Belarusian President Alyaksandr Lukashenka says his country will never be part of the Russian Federation.
Speaking to Russian journalists in Minsk on December 14, Lukashenka said that "sovereignty is sacred" for Belarus.
"If someone wants to break [Belarus] into regions and force us to become a subject of Russia, that will never happen," Lukashenka said.
Lukashenka accused Moscow of attempting "to incorporate" Belarus into Russia using oil and gas leverage.
"I understand the hints [by Moscow] saying, 'OK, take our oil but for that destroy your statehood and become part of Russia'... It is useless to blackmail Belarus, to bend it, [to choke us]," Lukashenka said.
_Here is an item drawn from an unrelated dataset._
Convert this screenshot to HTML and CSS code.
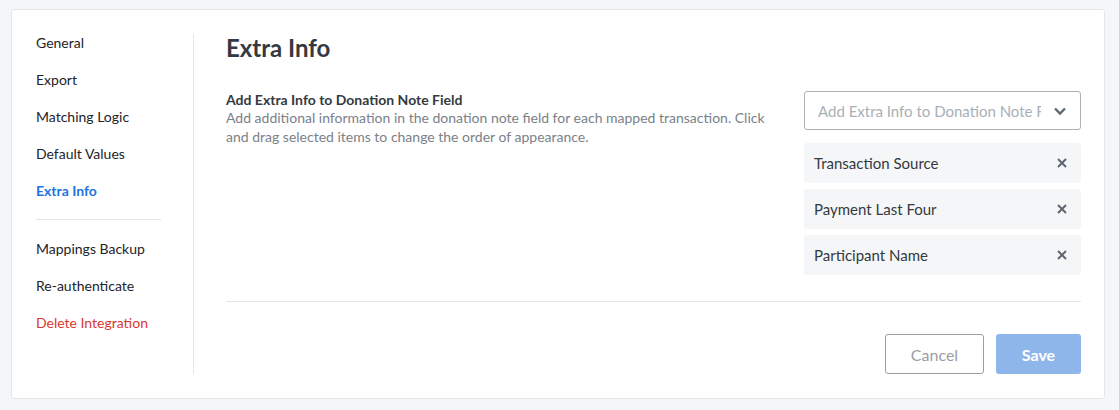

Lukashenka also criticized Russian media for presenting Ukraine's pro-Western leadership as enemies.
"I know Ukrainians. They are not enemies. They are not as bad as you present them on your [television] channels. It is time to stop doing that. Nobody [believes] that anymore," Lukashenka said.
Belarus and Russia are joined in a Union State that exists mainly on paper, and their militaries have close ties -- though Lukashenka has resisted Russian efforts to beef up its military presence in Belarus, which lies between Russia and NATO countries.
Belarus is a member of the Eurasian Economic Union (EES) and the Collective Security Treaty Organization (CSTO), regional groupings that observers say Russian President Vladimir Putin uses in an effort bolster Moscow's influence in the former Soviet Union and counter the EU and NATO.
Wariness about Moscow's intentions toward its neighbors has risen since Russia seized Ukraine's Crimean Peninsula and began supporting Russia-backed separatists in eastern Ukraine, where the ensuing war has killed more than 10,300 people.